Support Questions
Find answers, ask questions, and share your expertise

Flume morphline sink to HDFS

Re: Flume morphline sink to HDFS


Morphlines seem to be having a problem reading my Avro. I'm using the readAvro command but I get an indexoutofbounds somewhere? The avro is nested somtimes to 9 levels.



Caused by: java.lang.ArrayIndexOutOfBoundsException
2013-10-07 11:00:22,472 ERROR org.apache.flume.sink.solr.morphline.MorphlineSink: Morphline Sink solrSink: Unable to process event from channel file2. Exception follows.
com.cloudera.cdk.morphline.api.MorphlineRuntimeException: java.lang.ArrayIndexOutOfBoundsException
at com.cloudera.cdk.morphline.base.FaultTolerance.handleException(
at org.apache.flume.sink.solr.morphline.MorphlineHandlerImpl.process(
at org.apache.flume.sink.solr.morphline.MorphlineSink.process(
at org.apache.flume.sink.DefaultSinkProcessor.process(
at org.apache.flume.SinkRunner$
Caused by: java.lang.ArrayIndexOutOfBoundsException


commands : [
# Parse Avro container file and emit a record for each avro object
readAvro {
# Path to schema:
# readerSchemaFile : /etc/flume-ng/Viper.avsc
writerSchemaFile : /etc/flume-ng/Viper.avsc





Re: Flume morphline sink to HDFS

Expert Contributor
The stacktrace you provided doesn't include the root cause exception. Please include that as well for better diagnostics.

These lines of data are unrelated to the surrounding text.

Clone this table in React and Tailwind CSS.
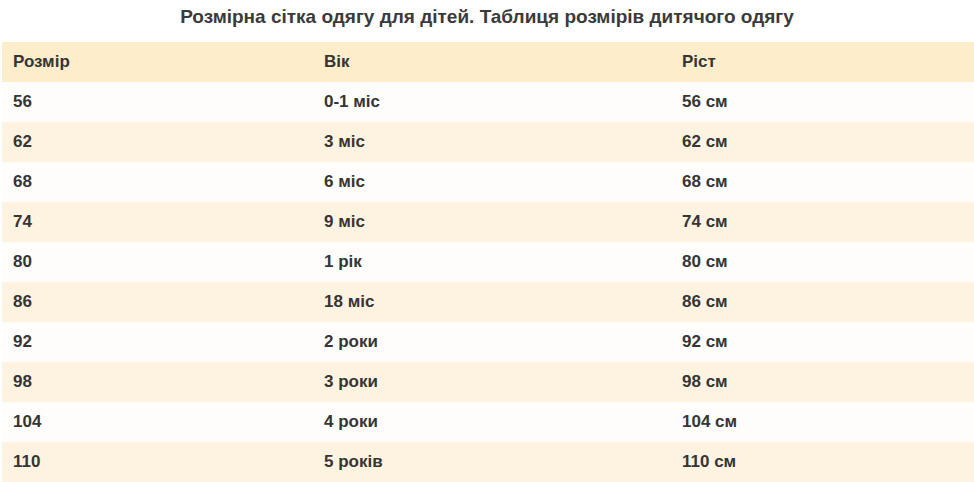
import React from 'react';

const rows = [
  ['56', '0-1 міс', '56 см'],
  ['62', '3 міс', '62 см'],
  ['68', '6 міс', '68 см'],
  ['74', '9 міс', '74 см'],
  ['80', '1 рік', '80 см'],
  ['86', '18 міс', '86 см'],
  ['92', '2 роки', '92 см'],
  ['98', '3 роки', '98 см'],
  ['104', '4 роки', '104 см'],
  ['110', '5 років', '110 см'],
];

export default function App() {
  return (
    <div className="min-h-screen bg-white font-['Liberation_Sans',Arial,sans-serif] text-[#353535]">
      <h2 className="h-[42px] pt-[6px] text-center text-[19px] font-bold leading-[22px] text-[#3a3a3a]">
        Розмірна сітка одягу для дітей. Таблиця розмірів дитячого одягу
      </h2>
      <table className="ml-[2px] w-[972px] border-collapse text-[17px] font-bold">
        <thead>
          <tr className="h-[40px] bg-[#fdedca]">
            <th className="w-[311px] pl-[11px] text-left font-bold">Розмір</th>
            <th className="w-[358px] pl-[11px] text-left font-bold">Вік</th>
            <th className="pl-[11px] text-left font-bold">Ріст</th>
          </tr>
        </thead>
        <tbody>
          {rows.map((r, i) => (
            <tr key={r[0]} className={`h-[40px] ${i % 2 ? 'bg-[#fdf3e0]' : 'bg-[#fefdfb]'}`}>
              <td className="pl-[11px]">{r[0]}</td>
              <td className="pl-[11px]">{r[1]}</td>
              <td className="pl-[11px]">{r[2]}</td>
            </tr>
          ))}
        </tbody>
      </table>
    </div>
  );
}
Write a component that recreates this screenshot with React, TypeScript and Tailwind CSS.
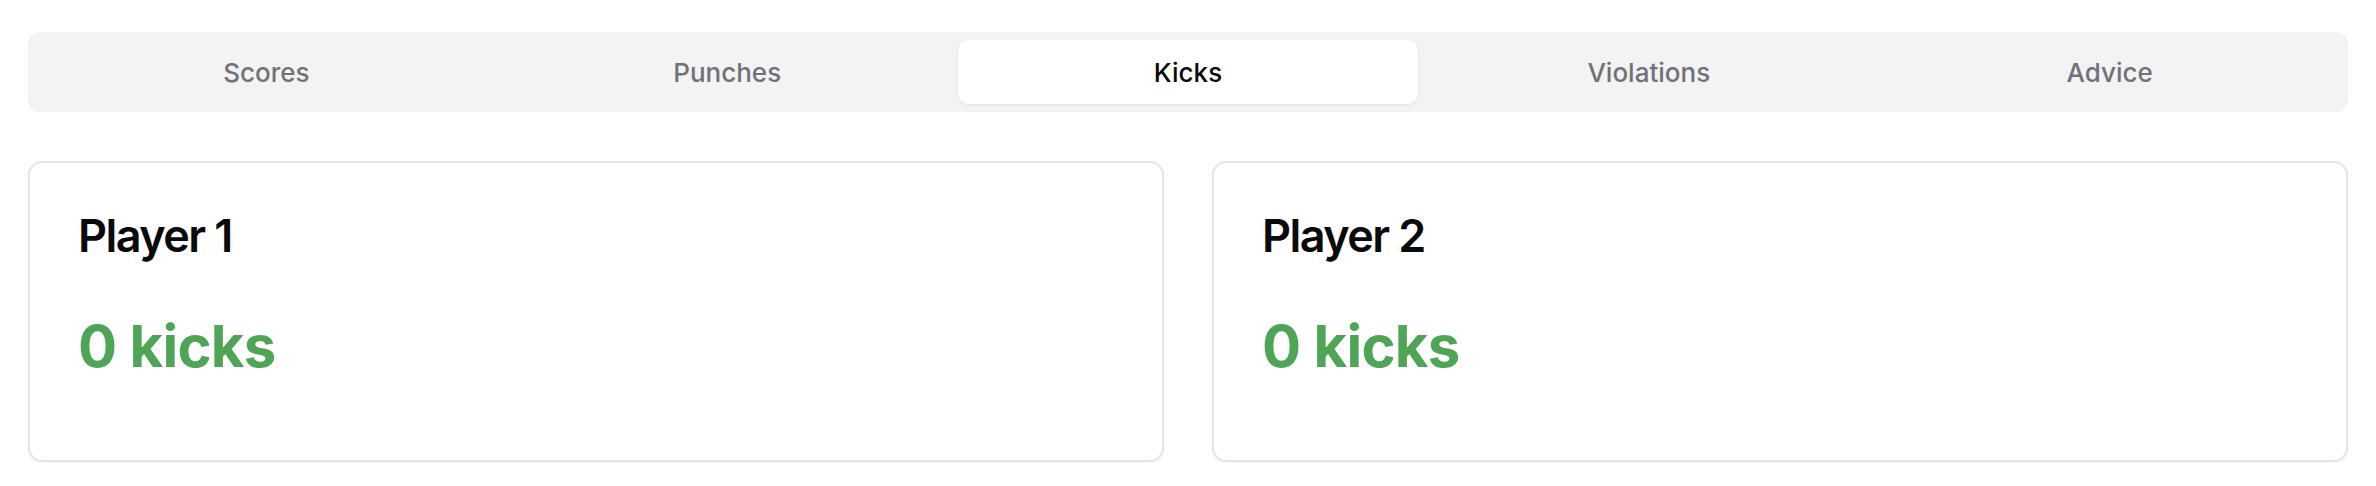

Make sure the avro schema supplied to readAvro matches your actual avro event. How exactly was the avro event written by the ingesting app?

Also note: For the readAvro command to work correctly, each Avro event must have been written with the same writer schema by the ingesting app. That is, you cannot parse two Avro events with two different writer schemas A and B within the same readAvro command. The readAvroContainer command doesn't have that limitation, of course, because the writer schema comes embedded inside each Avro container, per the standard Avro container specification.